**Aim**
Copy out the listing that follows exactly, dropping every picture.

**Listing**

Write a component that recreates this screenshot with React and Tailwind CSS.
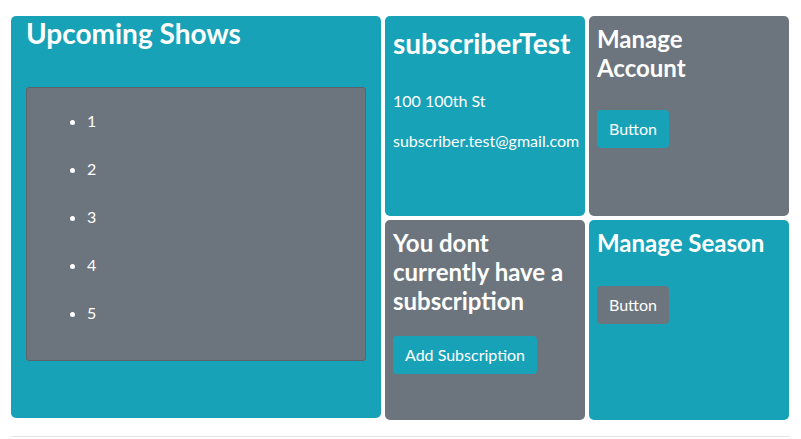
import React from "react";

const shows = ["1", "2", "3", "4", "5"];

function Btn({ children, tone }) {
  const bg = tone === "gray" ? "bg-[#6c757d]" : "bg-[#17a2b8]";
  return (
    <button className={`${bg} text-white text-[16px] leading-6 px-3 py-[7px] rounded-[4px]`}>
      {children}
    </button>
  );
}

export default function App() {
  return (
    <div className="bg-white min-h-screen font-['Lato','Liberation_Sans',sans-serif] text-white">
      <div className="px-[11px] pt-[16px]">
        <div className="flex gap-[4px]">
          {/* Upcoming shows */}
          <div className="w-[370px] h-[402px] bg-[#17a2b8] rounded-[5px] px-[15px]">
            <h3 className="text-[28px] font-bold leading-[34px]">Upcoming Shows</h3>
            <div className="mt-[37px] h-[274px] bg-[#6c757d] border border-[#5c636a] rounded-[3px]">
              <ul className="list-disc pl-[60px] pt-[21px] space-y-6">
                {shows.map((s) => (
                  <li key={s} className="text-[16px] leading-6">{s}</li>
                ))}
              </ul>
            </div>
          </div>

          <div className="grid grid-cols-[200px_200px] grid-rows-[200px_200px] gap-[4px]">
            {/* Account info */}
            <div className="bg-[#17a2b8] rounded-[5px] p-2">
              <h3 className="text-[28px] font-bold leading-[34px] pt-[2px]">subscriberTest</h3>
              <p className="text-[16px] leading-6 mt-[29px]">100 100th St</p>
              <p className="text-[16px] leading-6 mt-[16px] whitespace-nowrap">subscriber.test@gmail.com</p>
            </div>

            {/* Manage account */}
            <div className="bg-[#6c757d] rounded-[5px] p-2">
              <h4 className="text-[24px] font-bold leading-[29px]">
                Manage
                <br />
                Account
              </h4>
              <div className="mt-[28px]">
                <Btn>Button</Btn>
              </div>
            </div>

            {/* Subscription */}
            <div className="bg-[#6c757d] rounded-[5px] p-2">
              <h4 className="text-[24px] font-bold leading-[29px] pr-2">
                You dont currently have a subscription
              </h4>
              <div className="mt-[21px]">
                <Btn>Add Subscription</Btn>
              </div>
            </div>

            {/* Manage season */}
            <div className="bg-[#17a2b8] rounded-[5px] p-2">
              <h4 className="text-[24px] font-bold leading-[29px]">Manage Season</h4>
              <div className="mt-[29px]">
                <Btn tone="gray">Button</Btn>
              </div>
            </div>
          </div>
        </div>
        <hr className="mt-[16px] border-t border-[#e5e5e5]" />
      </div>
    </div>
  );
}
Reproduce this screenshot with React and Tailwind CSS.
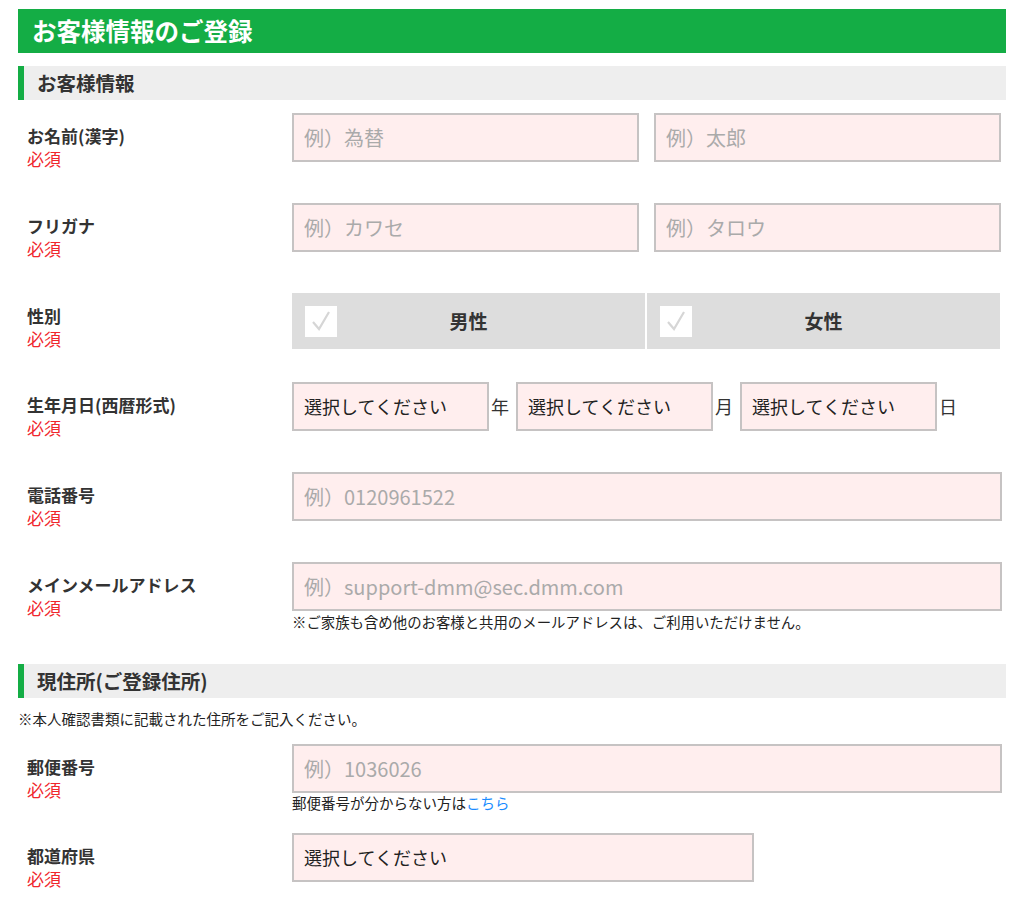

**Solution for this problem**
Write a component that recreates this screenshot with React and Tailwind CSS.
import React from "react";

const shows = ["1", "2", "3", "4", "5"];

function Btn({ children, tone }) {
  const bg = tone === "gray" ? "bg-[#6c757d]" : "bg-[#17a2b8]";
  return (
    <button className={`${bg} text-white text-[16px] leading-6 px-3 py-[7px] rounded-[4px]`}>
      {children}
    </button>
  );
}

export default function App() {
  return (
    <div className="bg-white min-h-screen font-['Lato','Liberation_Sans',sans-serif] text-white">
      <div className="px-[11px] pt-[16px]">
        <div className="flex gap-[4px]">
          {/* Upcoming shows */}
          <div className="w-[370px] h-[402px] bg-[#17a2b8] rounded-[5px] px-[15px]">
            <h3 className="text-[28px] font-bold leading-[34px]">Upcoming Shows</h3>
            <div className="mt-[37px] h-[274px] bg-[#6c757d] border border-[#5c636a] rounded-[3px]">
              <ul className="list-disc pl-[60px] pt-[21px] space-y-6">
                {shows.map((s) => (
                  <li key={s} className="text-[16px] leading-6">{s}</li>
                ))}
              </ul>
            </div>
          </div>

          <div className="grid grid-cols-[200px_200px] grid-rows-[200px_200px] gap-[4px]">
            {/* Account info */}
            <div className="bg-[#17a2b8] rounded-[5px] p-2">
              <h3 className="text-[28px] font-bold leading-[34px] pt-[2px]">subscriberTest</h3>
              <p className="text-[16px] leading-6 mt-[29px]">100 100th St</p>
              <p className="text-[16px] leading-6 mt-[16px] whitespace-nowrap">subscriber.test@gmail.com</p>
            </div>

            {/* Manage account */}
            <div className="bg-[#6c757d] rounded-[5px] p-2">
              <h4 className="text-[24px] font-bold leading-[29px]">
                Manage
                <br />
                Account
              </h4>
              <div className="mt-[28px]">
                <Btn>Button</Btn>
              </div>
            </div>

            {/* Subscription */}
            <div className="bg-[#6c757d] rounded-[5px] p-2">
              <h4 className="text-[24px] font-bold leading-[29px] pr-2">
                You dont currently have a subscription
              </h4>
              <div className="mt-[21px]">
                <Btn>Add Subscription</Btn>
              </div>
            </div>

            {/* Manage season */}
            <div className="bg-[#17a2b8] rounded-[5px] p-2">
              <h4 className="text-[24px] font-bold leading-[29px]">Manage Season</h4>
              <div className="mt-[29px]">
                <Btn tone="gray">Button</Btn>
              </div>
            </div>
          </div>
        </div>
        <hr className="mt-[16px] border-t border-[#e5e5e5]" />
      </div>
    </div>
  );
}
Reproduce this screenshot with React and Tailwind CSS.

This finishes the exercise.